En los aspectos mencionados, que caracterizan específicamente al sionismo, Wolfe observa una exacerbación de las prácticas de asentamiento colonial. En Palestina, estos objetivos se perseguían ya medio año antes de la “Nakba” mediante un plan de despojo de la población autóctona. La cuota de tierra que el movimiento sionista pudo adquirir hasta 1947 no fue especialmente grande. Apoyándose en el capital aportado por las metrópolis y en la combinación de la exclusividad étnica y la financiación sin fines de lucro, fue posible construir un conjunto interconectado de tierras, precursor del futuro Estado, en el entonces territorio del Mandato de Palestina.

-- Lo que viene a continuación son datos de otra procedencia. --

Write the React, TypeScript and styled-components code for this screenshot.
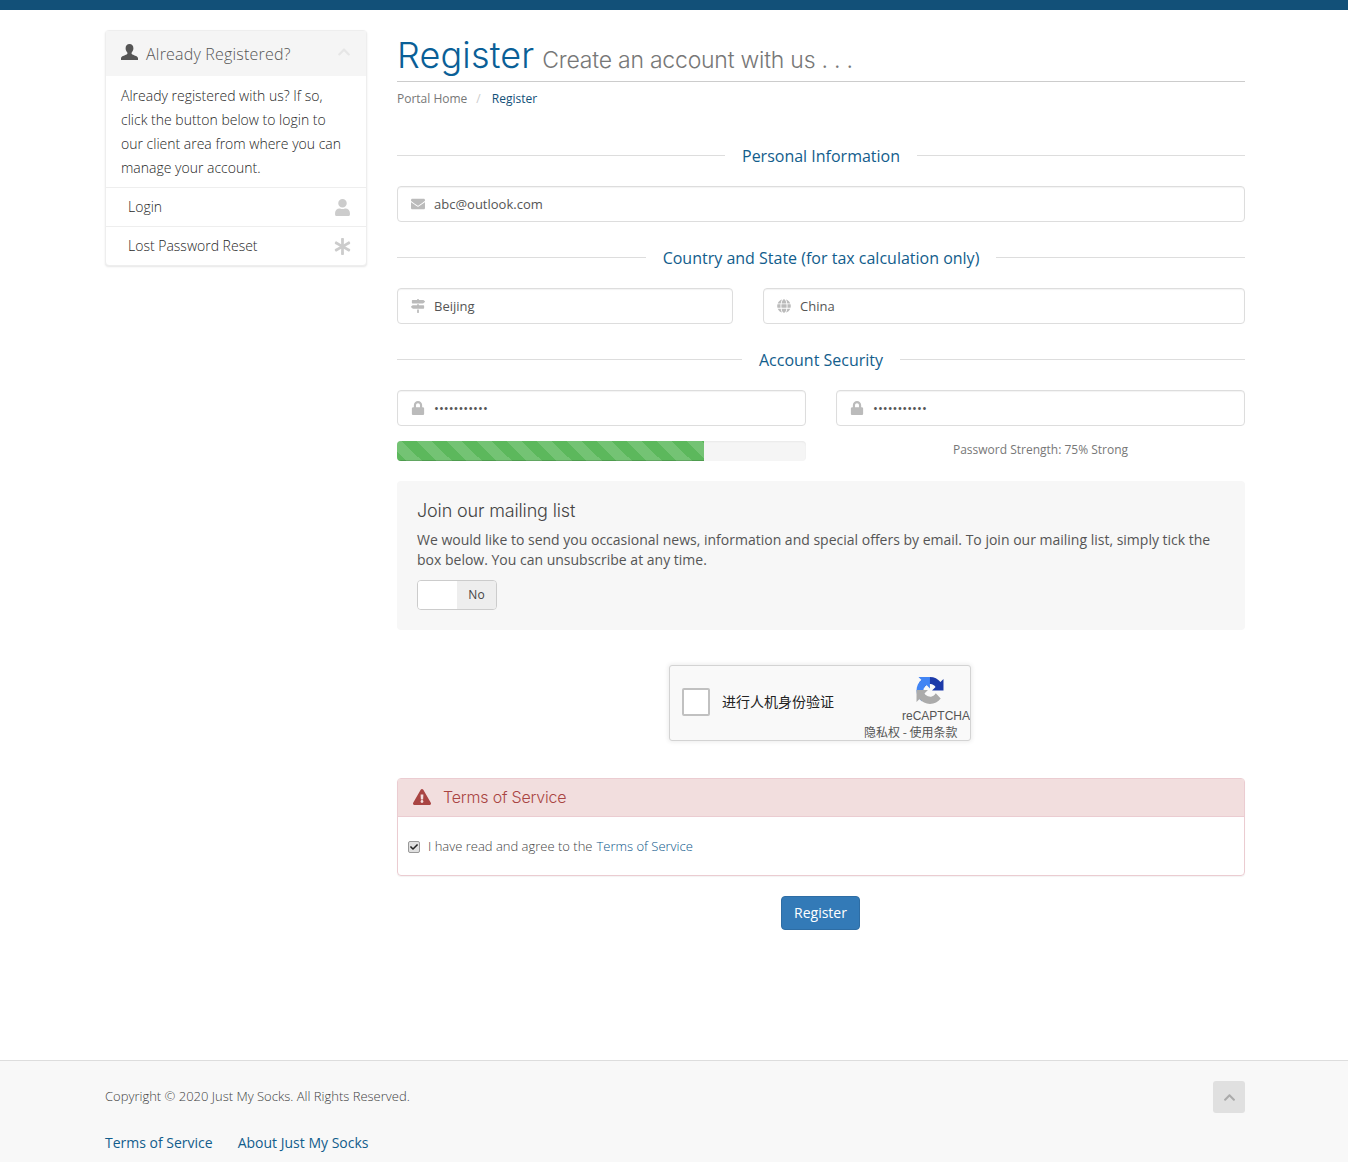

La votación sobre el plan de partición y la inminente retirada británica proporcionaron una buena oportunidad para dar grandes pasos en la conquista del país, esta vez con medios militares, manteniendo el objetivo de una sociedad étnico-religiosa exclusiva. Citando de nuevo a Wolfe, “En este contexto, la ‘Nakba’ sólo significó una aceleración del […] proceso de despojo de la población originaria de Palestina, que antes sólo había sido posible de forma ralentizada, para construir un estado colonial propio.”

(1) Cabe destacar aquí que la noción de “pueblo judío” es fundamental para el sionismo, ya que sin un pueblo no hay derecho a una patria. Sin embargo, esta noción es muy contestada, incluso por organizaciones y personalidades judías que insisten en la heterogeneidad de los individuos y grupos que se han convertido al judaísmo. El historiador judío Shlomo Sand descubrió, gracias a sus investigaciones en los archivos de Jerusalén, que la diáspora judía no surgió de una expulsión de Palestina, sino de sucesivas conversiones en África, Europa y Oriente Medio, echando por tierra la mitología sionista.